As Garfield clung to life, General Hurlbut arrived in Peru, clashed sharply with British diplomats, and recognized the regime of García Calderón, who had been chosen by the underground Peruvian nationalist leadership. The USS Alaska landed a brother of President Calderón in Mollendo, with money and instructions for Peruvian resistance fighters. Britain’s Chilean proxies arrested President Calderón and took him away to Santiago. On Nov. 29, 1881, Secretary Blaine, still in office, called for a peace conference of all republics in the Western Hemisphere, to convene in Washington one year later.

The incoming President Chester Arthur replaced Blaine two weeks later with Frederick Frelinghuysen, who cancelled the proposed hemispheric peace conference, so as not to invite “European jealousy and ill will.” Congressman Perry Belmont, law partner of Frelinghuysen’s son, chaired a Congressional investigation of the supposed corruption of James Blaine and General Hurlbut. Belmont’s father, August Belmont, the House of Rothschild’s U.S. representative, wrote that “the country might have been plunged into a war with Peru if poor Garfield had not been assassinated. Blaine is about the most unscrupulous politician we ever had.”
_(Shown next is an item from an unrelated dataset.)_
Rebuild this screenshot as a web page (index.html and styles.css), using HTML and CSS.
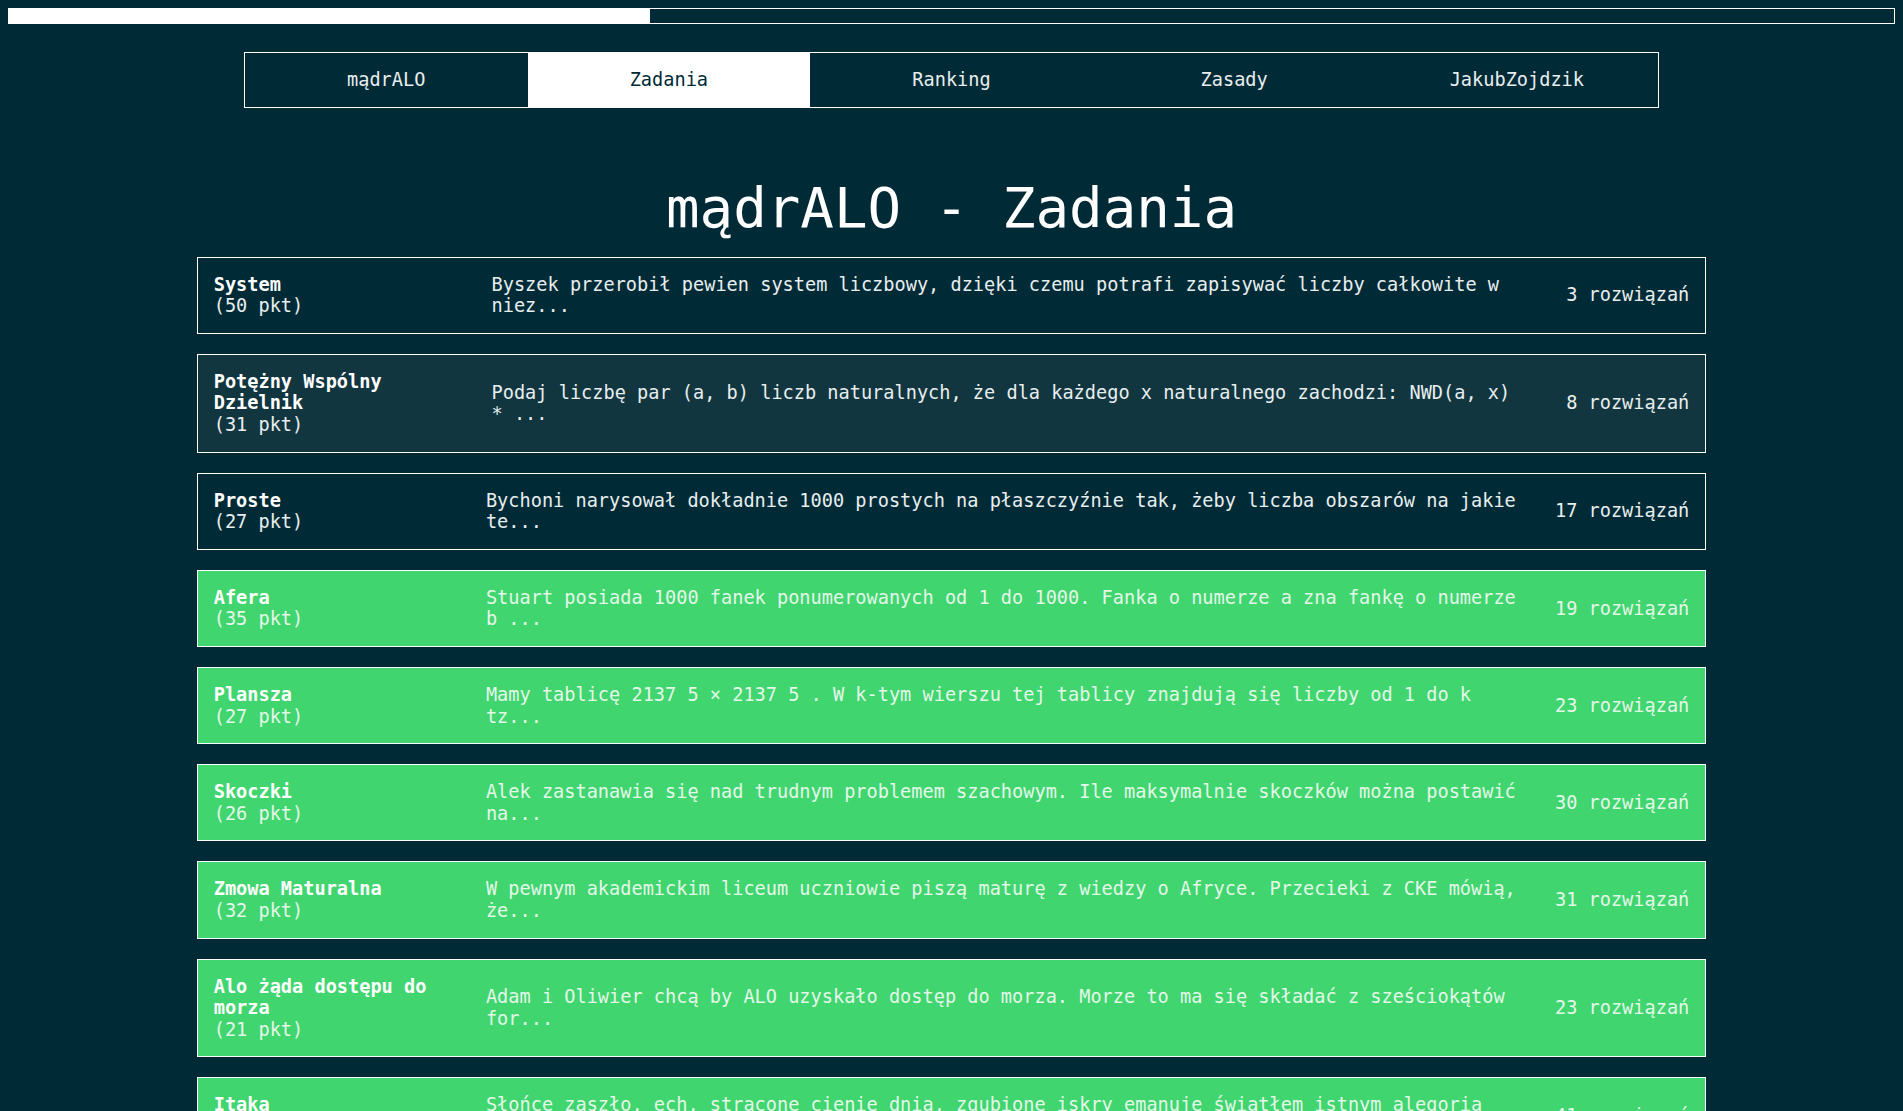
FILE: index.html
```html
<!DOCTYPE html>
<html lang="pl">
<head>
<meta charset="utf-8">
<title>mądrALO - Zadania</title>
<link rel="stylesheet" href="styles.css">
</head>
<body>
<div class="progress"><div class="progress-fill" style="width: 34%"></div></div>

<nav class="nav">
  <a class="nav-item" href="#">mądrALO</a>
  <a class="nav-item active" href="#">Zadania</a>
  <a class="nav-item" href="#">Ranking</a>
  <a class="nav-item" href="#">Zasady</a>
  <a class="nav-item" href="#">JakubZojdzik</a>
</nav>

<h1 class="title">mądrALO - Zadania</h1>

<main class="tasks">
  <div class="task">
    <div class="task-name"><span class="task-title">System</span><span class="task-pts">(50 pkt)</span></div>
    <div class="task-desc">Byszek przerobił pewien system liczbowy, dzięki czemu potrafi zapisywać liczby całkowite w niez...</div>
    <div class="task-count">3 rozwiązań</div>
  </div>
  <div class="task hover">
    <div class="task-name"><span class="task-title">Potężny Wspólny Dzielnik</span><span class="task-pts">(31 pkt)</span></div>
    <div class="task-desc">Podaj liczbę par (a, b) liczb naturalnych, że dla każdego x naturalnego zachodzi: NWD(a, x) * ...</div>
    <div class="task-count">8 rozwiązań</div>
  </div>
  <div class="task">
    <div class="task-name"><span class="task-title">Proste</span><span class="task-pts">(27 pkt)</span></div>
    <div class="task-desc">Bychoni narysował dokładnie 1000 prostych na płaszczyźnie tak, żeby liczba obszarów na jakie te...</div>
    <div class="task-count">17 rozwiązań</div>
  </div>
  <div class="task solved">
    <div class="task-name"><span class="task-title">Afera</span><span class="task-pts">(35 pkt)</span></div>
    <div class="task-desc">Stuart posiada 1000 fanek ponumerowanych od 1 do 1000. Fanka o numerze a zna fankę o numerze b ...</div>
    <div class="task-count">19 rozwiązań</div>
  </div>
  <div class="task solved">
    <div class="task-name"><span class="task-title">Plansza</span><span class="task-pts">(27 pkt)</span></div>
    <div class="task-desc">Mamy tablicę 2137 5 × 2137 5 . W k-tym wierszu tej tablicy znajdują się liczby od 1 do k tz...</div>
    <div class="task-count">23 rozwiązań</div>
  </div>
  <div class="task solved">
    <div class="task-name"><span class="task-title">Skoczki</span><span class="task-pts">(26 pkt)</span></div>
    <div class="task-desc">Alek zastanawia się nad trudnym problemem szachowym. Ile maksymalnie skoczków można postawić na...</div>
    <div class="task-count">30 rozwiązań</div>
  </div>
  <div class="task solved">
    <div class="task-name"><span class="task-title">Zmowa Maturalna</span><span class="task-pts">(32 pkt)</span></div>
    <div class="task-desc">W pewnym akademickim liceum uczniowie piszą maturę z wiedzy o Afryce. Przecieki z CKE mówią, że...</div>
    <div class="task-count">31 rozwiązań</div>
  </div>
  <div class="task solved">
    <div class="task-name"><span class="task-title">Alo żąda dostępu do morza</span><span class="task-pts">(21 pkt)</span></div>
    <div class="task-desc">Adam i Oliwier chcą by ALO uzyskało dostęp do morza. Morze to ma się składać z sześciokątów for...</div>
    <div class="task-count">23 rozwiązań</div>
  </div>
  <div class="task solved">
    <div class="task-name"><span class="task-title">Itaka</span><span class="task-pts">(30 pkt)</span></div>
    <div class="task-desc">Słońce zaszło, ech, stracone cienie dnia, zgubione iskry emanuje światłem istnym alegoria bez...</div>
    <div class="task-count">41 rozwiązań</div>
  </div>
</main>
</body>
</html>
```

FILE: styles.css
```css
html {
  scrollbar-width: none;
}

body {
  margin: 8px;
  background: #002b36;
  color: #e8eef0;
  font-family: "DejaVu Sans Mono", monospace;
  font-size: 18.6px;
  line-height: 1.163;
}

.progress {
  height: 16px;
  border: 1px solid #ffffff;
  box-sizing: border-box;
}

.progress-fill {
  height: 100%;
  background: #ffffff;
}

.nav {
  display: flex;
  width: 75%;
  margin: 28px auto 0;
  border: 1px solid #ffffff;
  box-sizing: border-box;
}

.nav-item {
  flex: 1;
  text-align: center;
  padding: 16px 0;
  color: #e8eef0;
  text-decoration: none;
}

.nav-item.active {
  background: #ffffff;
  color: #002b36;
}

.title {
  margin: 68px 0 16px;
  text-align: center;
  font-size: 3em;
  line-height: 1.163;
  font-weight: normal;
  color: #ffffff;
}

.tasks {
  display: flex;
  flex-direction: column;
  gap: 20px;
  align-items: center;
}

.task {
  width: 80%;
  box-sizing: border-box;
  border: 1px solid #ffffff;
  padding: 16px;
  display: flex;
  justify-content: space-between;
  align-items: center;
}

.task.hover {
  background: #12363f;
}

.task.solved {
  background: #40d56f;
  color: #e4f8e9;
}

.task-name {
  width: 16%;
  flex: none;
  display: flex;
  flex-direction: column;
}

.task-title {
  font-weight: bold;
  color: #ffffff;
}

.task-desc {
  width: 70%;
  flex: none;
}

.task-count {
  flex: none;
  white-space: nowrap;
}
```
Blaine told Congress, “The Chilian government . . . pledge[d] . . . to pay . . . into the Bank of England for the benefit of the English bondholders who put up the job of this war on Peru. It . . . was loot and booty. . . . The iron-clads that destroyed the Peruvian Navy were furnished by England. . . . It is an English war on Peru, with Chile as the instrument, and I take the responsibility of that assertion.”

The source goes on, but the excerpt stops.